Most people who say they pass on Brother Ali mention his constant talk of disempowerment, prejudice, and the struggle to overcome. They get tired of being told the real deal all the time. To many, rap is a fantasy music, better suited to stripper poles and rented Bentleys. For a warrior like Brother Ali, it isn’t a question of if he cares if you are listening. He doesn’t. I think he is compelled to expose the marionette strings. I think he is born to call out your bullshit. And he remains decidedly unapologetic about it.

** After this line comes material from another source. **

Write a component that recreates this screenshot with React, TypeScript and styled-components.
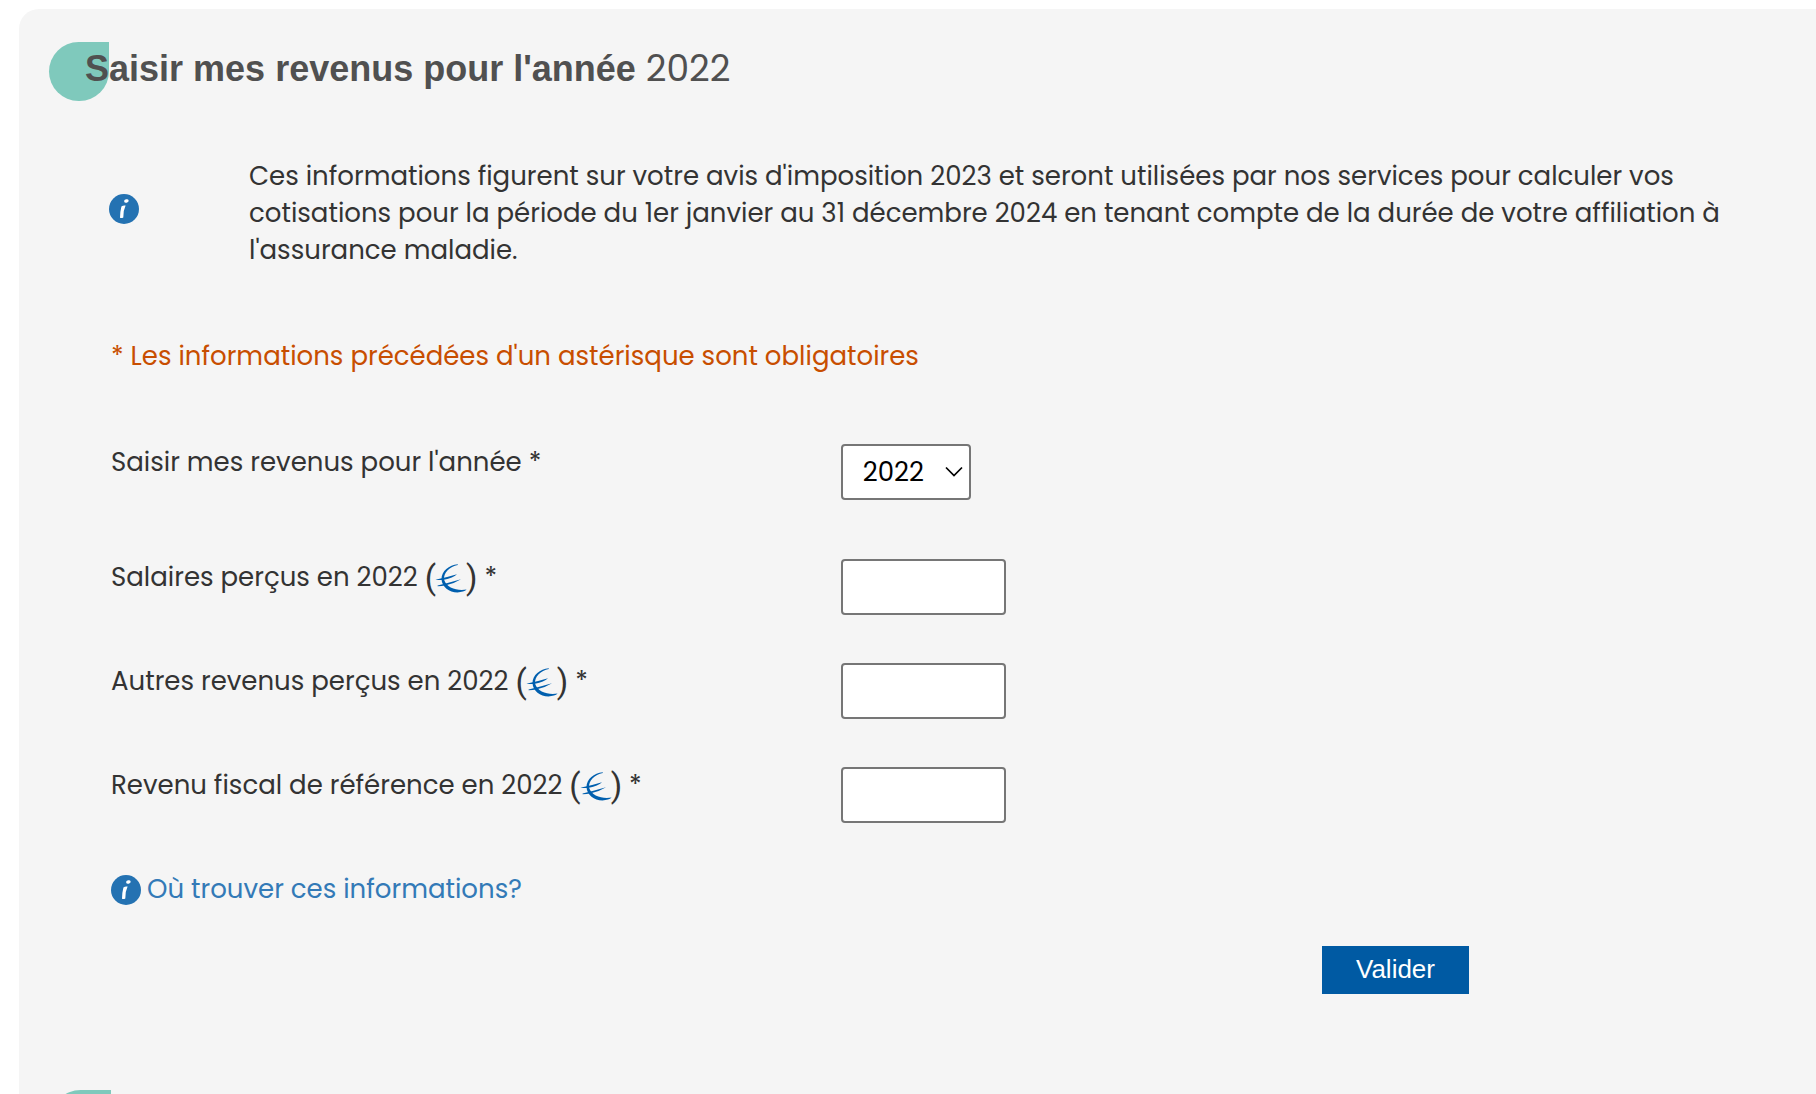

Brother Ali has written eloquently on homophobia in hip hop. He’s been arrested for civil disobedience in an Occupy protest defending the house of a family being wrongly evicted. This dude lives that life. It's easy to say Fuck the police. It's another thing to actually stand up to them while defending what you believe. We have so many artists who seem all too willing to endorse wanton violence, drug-use, and misogyny. We have too few who stand up for civil rights, advocate sobriety, and confront the skeletons in the closet of hip hop so directly.
Mourning in America..., is a chunky, sample-filled, record for graduates of the school of smart-knocks. I’m reminded of Lauryn Hill’s, “Throw in a mother fucker so y’all ignant niggas hear me.” Take for instance the track, “Life I Know”, a standard phat beat with a sped up R&B chorus. Many, many an emcee’d be tempted to write about that clichéd #raplife shit. Ali seizes an opportunity to flip the topic on its head and spit the gritty truths faced by working class people everyday. Calling out what we do in the name of a dollar, without assaulting the dignity of the people going through the struggle. “They ain’t paying nothing but 3 hots and a cot. Don’t you know that’s the biggest hustly they got?" It’s commentary without judgment. Like Chuck D said, Ali is on some CNN of the streets shit.
An everyman, a man of the people, a blue collar emcee’s emcee, Brother Ali is the people champ, whether or not the people realize it yet.